By Suzi Malin. New York, DK Publishing, 2004, 176 pp., $20.00 (paper).

The human face, arguably the most obvious object of psychiatric study, has been overlooked by psychiatry. Perhaps it is because Freud and many of his followers have had an obsessive dislike of looking people in the eye and have preferred to keep faces out of sight on the couch (1). Ekman and Friesen (2) picked up on Darwin’s observations of similarities between the expressions of humans and great apes and devised a scoring system for the major affects plus surprise and disgust, which physicians might consider somewhat more autonomic. Beebe and Lachman (3) investigated the facial affective rapport between infant and mother.
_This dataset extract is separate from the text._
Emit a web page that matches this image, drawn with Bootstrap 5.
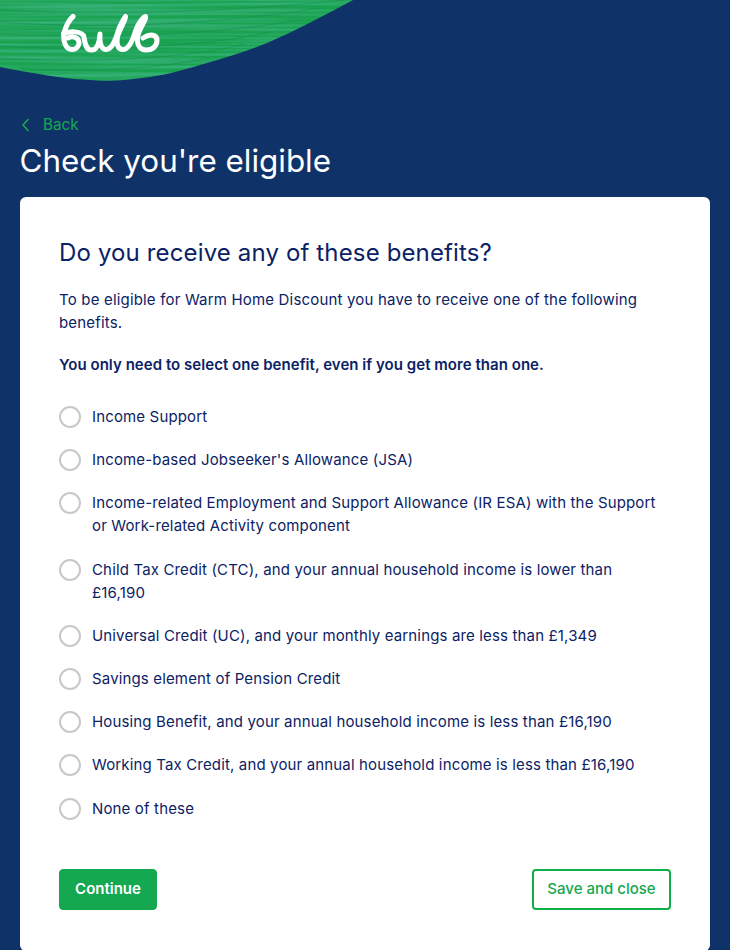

If Freud had looked a bit more at faces, he might have solved one of his great enigmas: the nature of love.

Suzi Malin, the author of Love at First Sight, is a portrait painter in London; she is a colleague of Freud’s grandson Lucien. (Lucien Freud’s latest show [in New York through May 2004], by the way, featured scabrous and florid humans and sleek animals.) This is a book of astonishing photos of mostly beautiful and all famous people in pair bondings. It purports to demonstrate the ways we fall in love visually with our lover’s face. The first way, called "harmonism," involves shared facial proportions—"the relative distances between the forehead and bridge of nose, base of nose and mouth, and mouth and chin" (p. 10). An example given is Charles and Diana. The second way is "echoism," an echoed shape of the upper eyelid line, the upper lip line, and the sweep of the eyebrow. Yoko and John had echoism, as do Brad and Jennifer; Marilyn had harmonism with Robert but both echoism and harmonism, and probably a stronger bond, with Jack. In addition to these two ways, which one might suggest are narcissistic mechanisms because they involve loving aspects of one’s own image, Malin terms a third way "prima copulism"—falling in love with one’s first bond: the mother or nanny for men and the father or other close male relative for women. Leonardo and Mona, Charles and Camilla, and John Jr. and Carolyn are examples. Liz resembles Dick’s much older sister Cecilia, who brought him up when his mother died when he was 2. Strong love attraction occurs when all three ways of falling in love at first sight are present, as in Bill and Monica and Elton and David.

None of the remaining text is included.